Everyone has a different opinion on how best to take the measure of the markets and the economy at large.
Hairs standing up on end, a knee that aches with the weather, tea leaves, earnings estimates, the Hindenburg Omen – it seems like all of these are significant in some way at one time or another.
Here at Money Morning, it’s no different. We have an editorial meeting each and every morning – rain or shine – where the editors and writers huddle to pitch the stories and reporting we bring you every day. The meeting covers a huge range of financial and policy topics, and ideas of all stripes are kicked around and discussed until a solid story emerges.
A few days ago, we talked about important financial and economic indicators, where each of us turn to get some idea of the health of the markets and economy. Someone asked, “What’s the number you look at first ever day?” We all answered in turn, and a really interesting collection of ideas began to emerge – as it always does.
Here are the numbers we think you should be looking at every day – before breakfast, after coffee – if you want to get an idea of the big picture.
- U6 or, the “real” unemployment rate: The U. S. Bureau of Labor Statistics keeps all sorts of unemployment data. Although all the data is freely available to those who look, only one figure is hyped. When “unemployment” is discussed in the media or by the White House, the number usually refers to U3. U3 is a rather vanilla figure, and it refers to people who have been unemployed for 15 weeks or more, and still collecting unemployment benefits.
U6, however, is the gut-puncher. It accounts for just about everything: people who have long since lost their benefits, who work only occasionally if at all, and those who are labeled “disaffected workers.” It’s the U6 number where you’ll find the real picture. It’s currently stands at a very sobering 13.9%. Contrast this with the “official” U3 rate of 7.5%
- The American Institute for Economic Research “Everyday Price Index”: Does it ever seem weird to you that you keep hearing about how low inflation is? There’s a good reason for that. It’s not true. The current “official” inflation rate was reported as 1.06% in April. Dry that figure out, and you can have the greenest lawn in the neighborhood.
The Everyday Price Index tracks higher than that. A lot higher. The reason. EPI is not seasonally adjusted. After all,are you? This means it tracks much more closely with the way prices really feel to consumers, how big of a hit your wallet is really taking. The EPI usually runs between 1 % to 3% higher than the Consumer Price Index, although sometimes they do run in tandem in certain categories.
- The Baltic Dry Index: The Baltic Dry gives a good at-a-glance idea of the health and volume of global growth.

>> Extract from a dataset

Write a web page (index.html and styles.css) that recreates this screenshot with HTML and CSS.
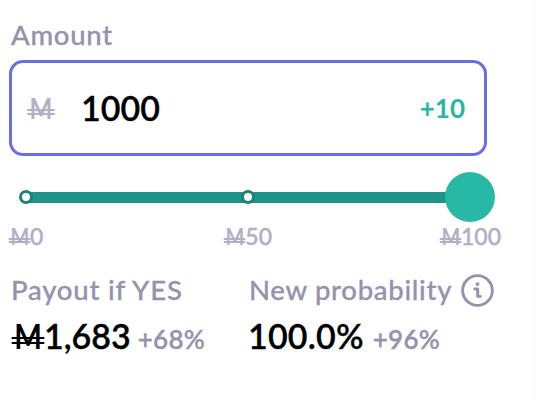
FILE: index.html
```html
<!DOCTYPE html>
<html lang="en">
<head>
  <meta charset="UTF-8">
  <meta name="viewport" content="width=device-width, initial-scale=1.0">
  <title>Place a bet</title>
  <link rel="stylesheet" href="styles.css">
</head>
<body>
  <div class="panel">
    <div class="label amount-label">Amount</div>
    <div class="amount-box">
      <span class="mana">M</span>
      <span class="amount">1000</span>
      <button class="add-btn">+10</button>
    </div>
    <div class="slider">
      <span class="dot"></span>
      <span class="dot"></span>
      <span class="thumb"></span>
    </div>
    <div class="ticks">
      <span class="tick"><span class="mana">M</span>0</span>
      <span class="tick"><span class="mana">M</span>50</span>
      <span class="tick"><span class="mana">M</span>100</span>
    </div>
    <div class="results">
      <div class="result">
        <div class="label payout-label">Payout if YES</div>
        <div class="value"><span class="payout"><span class="mana">M</span>1,683</span><span class="change">+68%</span></div>
      </div>
      <div class="result">
        <div class="label"><span class="prob-label">New probability</span>
          <svg class="info" viewBox="0 0 32 32" fill="none" stroke="currentColor" stroke-width="2.8">
            <circle cx="16" cy="16" r="14.4"/>
            <path d="M13.4 14.5h2.8v7.2h2.6" stroke-linejoin="round" stroke-linecap="round"/>
            <circle cx="16" cy="9.8" r="1.8" fill="currentColor" stroke="none"/>
          </svg>
        </div>
        <div class="value"><span class="prob">100.0%</span><span class="change">+96%</span></div>
      </div>
    </div>
  </div>
</body>
</html>
```

FILE: styles.css
```css
body {
  margin: 0;
  background: #fafaff;
  font-family: Lato, sans-serif;
  font-weight: 500;
}
.panel {
  box-sizing: border-box;
  width: 532px;
  height: 400px;
  padding: 19px 0 0 9px;
  background: #fff;
}
.label {
  display: flex;
  align-items: center;
  height: 32px;
  padding-left: 2px;
  font-size: 27.5px;
  line-height: 32px;
  color: #9493ab;
  -webkit-text-stroke: 0.3px;
  white-space: nowrap;
}
.amount-label {
  letter-spacing: 0.7px;
}
.amount-box {
  box-sizing: border-box;
  display: flex;
  align-items: center;
  width: 478px;
  height: 96px;
  margin-top: 9px;
  padding: 0 19px 0 15px;
  border: 3px solid #6b6ee0;
  border-radius: 14px;
}
.mana {
  position: relative;
  display: inline-block;
  font-weight: 700;
  letter-spacing: 0;
  text-align: center;
  transform: scaleX(0.86);
}
/* double bar across the M */
.mana::after {
  content: "";
  position: absolute;
  left: -8%;
  right: -8%;
  top: 0.76em;
  height: 0.08em;
  border-top: 0.08em solid;
  border-bottom: 0.08em solid;
}
.amount-box .mana {
  width: 28px;
  font-size: 28px;
  line-height: 34px;
  color: #b1b0c6;
}
.amount-box .mana::after {
  top: 18px;
  height: 2px;
  border-width: 2px;
}
.amount {
  margin-left: 26px;
  font-size: 34px;
  font-weight: 600;
  line-height: 40px;
  color: #000;
  -webkit-text-stroke: 0.3px;
}
.add-btn {
  margin-left: auto;
  padding: 0;
  border: none;
  background: none;
  font: 700 26px Lato, sans-serif;
  color: #2bb5a4;
}
.slider {
  box-sizing: border-box;
  display: flex;
  align-items: center;
  justify-content: space-between;
  width: 486px;
  height: 50px;
  margin-top: 16px;
  padding-left: 10px;
  background: linear-gradient(#1f9488, #1f9488) 16px 20px / 445px 11px no-repeat;
}
.dot {
  box-sizing: border-box;
  width: 14px;
  height: 14px;
  border: 3px solid #19837b;
  border-radius: 50%;
  background: #fff;
}
.dot:nth-child(2) {
  margin-left: 18px;
}
.thumb {
  width: 50px;
  height: 50px;
  border-radius: 50%;
  background: #27b8a6;
}
.ticks {
  display: flex;
  justify-content: space-between;
  width: 492px;
  height: 30px;
  font-size: 23px;
  line-height: 29px;
  color: #b1b0c6;
  -webkit-text-stroke: 0.4px;
}
.tick:nth-child(2) {
  margin-left: 13px;
}
.ticks .mana {
  width: 21px;
  -webkit-text-stroke: 0;
}
.ticks .mana::after {
  top: 16px;
  height: 1px;
  border-width: 2px;
}
.results {
  display: flex;
  margin-top: 22px;
}
.result:first-child {
  width: 238px;
}
.payout-label {
  letter-spacing: 0.8px;
}
.prob-label {
  letter-spacing: 0.7px;
}
.info {
  width: 33px;
  height: 33px;
  margin-left: 9px;
}
.value {
  display: flex;
  align-items: baseline;
  height: 46px;
  padding-left: 2px;
  margin-top: 7px;
  line-height: 46px;
  white-space: nowrap;
}
.payout,
.prob {
  font-size: 34px;
  font-weight: 600;
  color: #000;
  -webkit-text-stroke: 0.3px;
}
.prob {
  margin-left: -1px;
  letter-spacing: 0.2px;
}
.payout .mana {
  width: 32px;
  margin-left: 1px;
  -webkit-text-stroke: 0;
}
.payout .mana::after {
  top: 24px;
  height: 3px;
  border-width: 2px;
}
.change {
  margin-left: 7px;
  font-size: 26px;
  font-weight: 600;
  letter-spacing: 0.3px;
  color: #9493ab;
  -webkit-text-stroke: 0.3px;
}
.prob + .change {
  margin-left: 9px;
}
```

It directly measures the demand for shipping capacity against the supply. Despite its moniker, it’s not from the Baltics, rather from the Baltic Exchange in London. It measures the price of moving most major raw materials like coal, iron ore, and grain by sea.
It factors in 23 shipping routes on a time-charter basis. These 23 routes are said to be representative of the entire dry shipping market. The Baltic Dry index hit a stupendous 11,793 points in 2008, and then crashed – along with just about everything else – to 663 points later the same year. It has since recovered somewhat, and sits at 806. This obscure little index is your ticket to understanding the global growth picture in three or four digits.
- The Chicago Board Options Exchange Market Volatility Index: Called the Fear Index, it gives you a picture of volatility on the S&P 500 options market. It’s a measure of the expected volatility over the next 30 days, annualized. The lower the VIX number, the lower the expected volatility on the S&P 500.
There is a famous VIX derivative, an exchange traded note traded (VXX). VXX is the hedge of smart cookies the world over. The more volatility on the markets, or the more likely the S&P is to take a dive, the more valuable VXX will be. The VIX is a great gauge of market sentiment and predictability.
- Corn Futures (CBOT): Corn futures are traded on the hallowed old Chicago Mercantile Exchange. Simply put, corn is the world’s most important grain. These humble kernels feed millions, are used in a myriad of industrial applications, and form the basis for huge markets worldwide. The importance of tracking corn futures prices cannot be overstated.
- The U.S. Dollar Index (USDX): This tracks the performance of the dollar relative to a basket of major currencies. The currencies and their “weights,” or statistical importance to the index, are as follows:
Japanese yen: 13.6%
Pound sterling: 11.9%
Canadian dollar: 9.1%
Swedish krona: 4.2%
Swiss franc: 3.6%
The USDX goes up when the dollar is stronger relative to the other currencies, and down on dollar weakness. It’s a good way to get your head around the import/export picture, and obviously foreign exchange.
- 10-year U.S. Treasury yields: The bond yield curve can be insanely complicated to figure out. But don’t worry. If you only focus on the importance of 10-year Treasury note yields, you’ll know what you need to know. The 10-year yield gives you insight into the prevailing market mood, the risk picture and the health of the economy at large.
If the economy heats up the 10-year yield should rise with the growth. Conversely If the economy slows down, the yield would likely fall. A caveat: the Fed’s easy money policies have mucked up this indicator a bit, but the recent upward spike in the 10-year might be telling us the economy is slightly improving.